What to do — Give, as a bare number, the count of lines that contain the word "React".

Data provided —
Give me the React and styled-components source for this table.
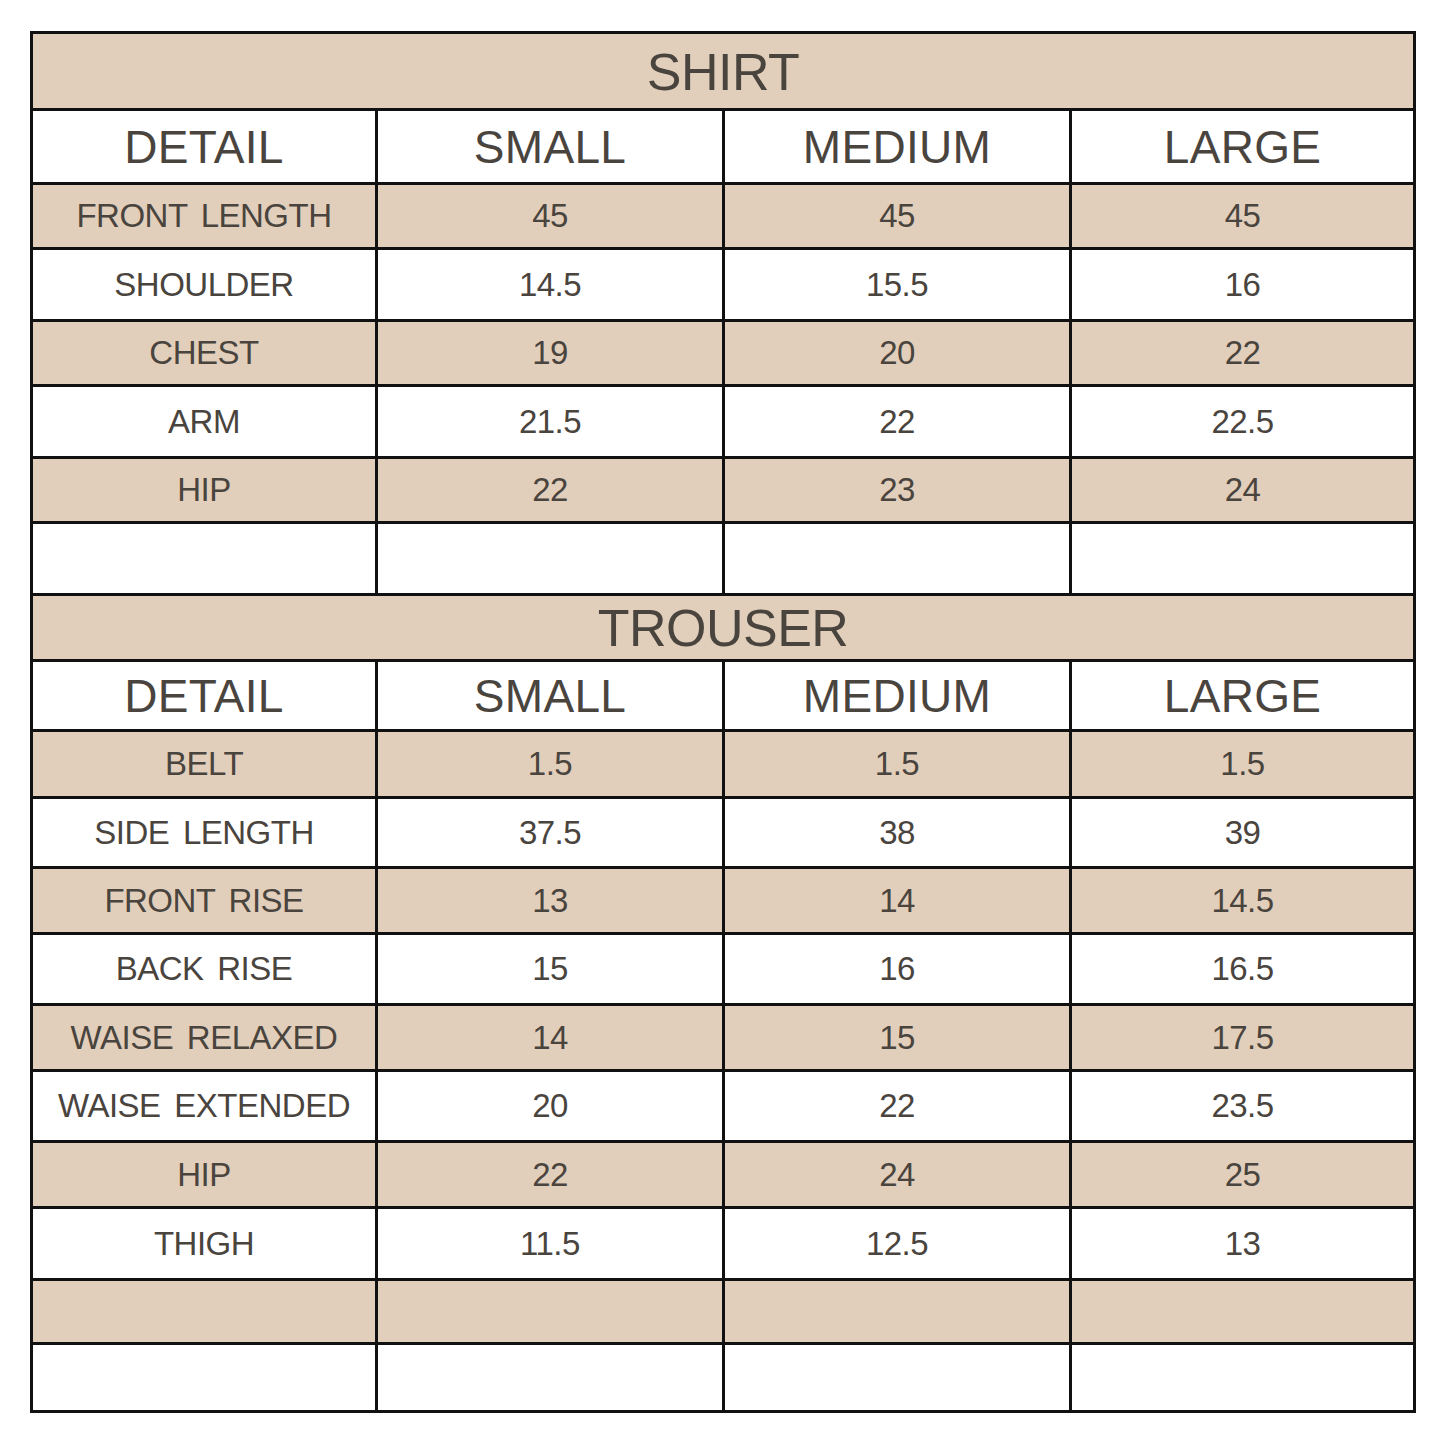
import React from "react";
import styled, { createGlobalStyle } from "styled-components";

const GlobalStyle = createGlobalStyle`
  html, body { margin: 0; padding: 0; background: #ffffff; }
  body { font-family: "Liberation Sans", Arial, sans-serif; }
`;

const BEIGE = "#e2cfbb";
const INK = "#4a443e";
const LINE = "#111111";

const Page = styled.div`
  padding: 31px 0 31px 30px;
`;

const Sheet = styled.div`
  width: 1386px;
  box-sizing: border-box;
  border: 3px solid ${LINE};
  display: flex;
  flex-direction: column;
  background: #ffffff;
`;

const TitleBar = styled.div`
  height: ${(p) => p.$h}px;
  box-sizing: border-box;
  border-bottom: 3px solid ${LINE};
  background: ${BEIGE};
  display: flex;
  align-items: center;
  justify-content: center;
  color: ${INK};
  font-size: 52px;
  letter-spacing: -0.5px;
  padding-top: 1px;
`;

const Row = styled.div`
  display: grid;
  grid-template-columns: 342px 347px 347px 344px;
  height: ${(p) => p.$h}px;
  box-sizing: border-box;
  border-bottom: ${(p) => (p.$last ? "none" : `3px solid ${LINE}`)};
  background: ${(p) => (p.$tone === "beige" ? BEIGE : "#ffffff")};
`;

const Cell = styled.div`
  box-sizing: border-box;
  border-left: ${(p) => (p.$first ? "none" : `3px solid ${LINE}`)};
  display: flex;
  align-items: center;
  justify-content: center;
  color: ${INK};
  font-size: ${(p) => (p.$head ? 46 : 33)}px;
  letter-spacing: ${(p) => (p.$head ? "0.3px" : "-0.5px")};
  word-spacing: ${(p) => (p.$head ? "0" : "5px")};
  white-space: nowrap;
  padding-top: ${(p) => (p.$head ? 1 : 0)}px;
`;

const shirtRows = [
  { h: 65, tone: "beige", cells: ["FRONT LENGTH", "45", "45", "45"] },
  { h: 72, tone: "white", cells: ["SHOULDER", "14.5", "15.5", "16"] },
  { h: 65, tone: "beige", cells: ["CHEST", "19", "20", "22"] },
  { h: 72, tone: "white", cells: ["ARM", "21.5", "22", "22.5"] },
  { h: 65, tone: "beige", cells: ["HIP", "22", "23", "24"] },
  { h: 72, tone: "white", cells: ["", "", "", ""] },
];

const trouserRows = [
  { h: 67, tone: "beige", cells: ["BELT", "1.5", "1.5", "1.5"] },
  { h: 70, tone: "white", cells: ["SIDE LENGTH", "37.5", "38", "39"] },
  { h: 66, tone: "beige", cells: ["FRONT RISE", "13", "14", "14.5"] },
  { h: 71, tone: "white", cells: ["BACK RISE", "15", "16", "16.5"] },
  { h: 66, tone: "beige", cells: ["WAISE RELAXED", "14", "15", "17.5"] },
  { h: 71, tone: "white", cells: ["WAISE EXTENDED", "20", "22", "23.5"] },
  { h: 66, tone: "beige", cells: ["HIP", "22", "24", "25"] },
  { h: 72, tone: "white", cells: ["THIGH", "11.5", "12.5", "13"] },
  { h: 64, tone: "beige", cells: ["", "", "", ""] },
  { h: 65, tone: "white", cells: ["", "", "", ""], last: true },
];

const heads = ["DETAIL", "SMALL", "MEDIUM", "LARGE"];

function HeadRow({ h }) {
  return (
    <Row $h={h} $tone="white">
      {heads.map((t, i) => (
        <Cell key={t} $first={i === 0} $head>
          {t}
        </Cell>
      ))}
    </Row>
  );
}

function DataRows({ rows }) {
  return rows.map((r, ri) => (
    <Row key={ri} $h={r.h} $tone={r.tone} $last={r.last}>
      {r.cells.map((c, i) => (
        <Cell key={i} $first={i === 0}>
          {c}
        </Cell>
      ))}
    </Row>
  ));
}

export default function App() {
  return (
    <>
      <GlobalStyle />
      <Page>
        <Sheet>
          <TitleBar $h={77}>SHIRT</TitleBar>
          <HeadRow h={74} />
          <DataRows rows={shirtRows} />
          <TitleBar $h={66}>TROUSER</TitleBar>
          <HeadRow h={70} />
          <DataRows rows={trouserRows} />
        </Sheet>
      </Page>
    </>
  );
}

The answer — 2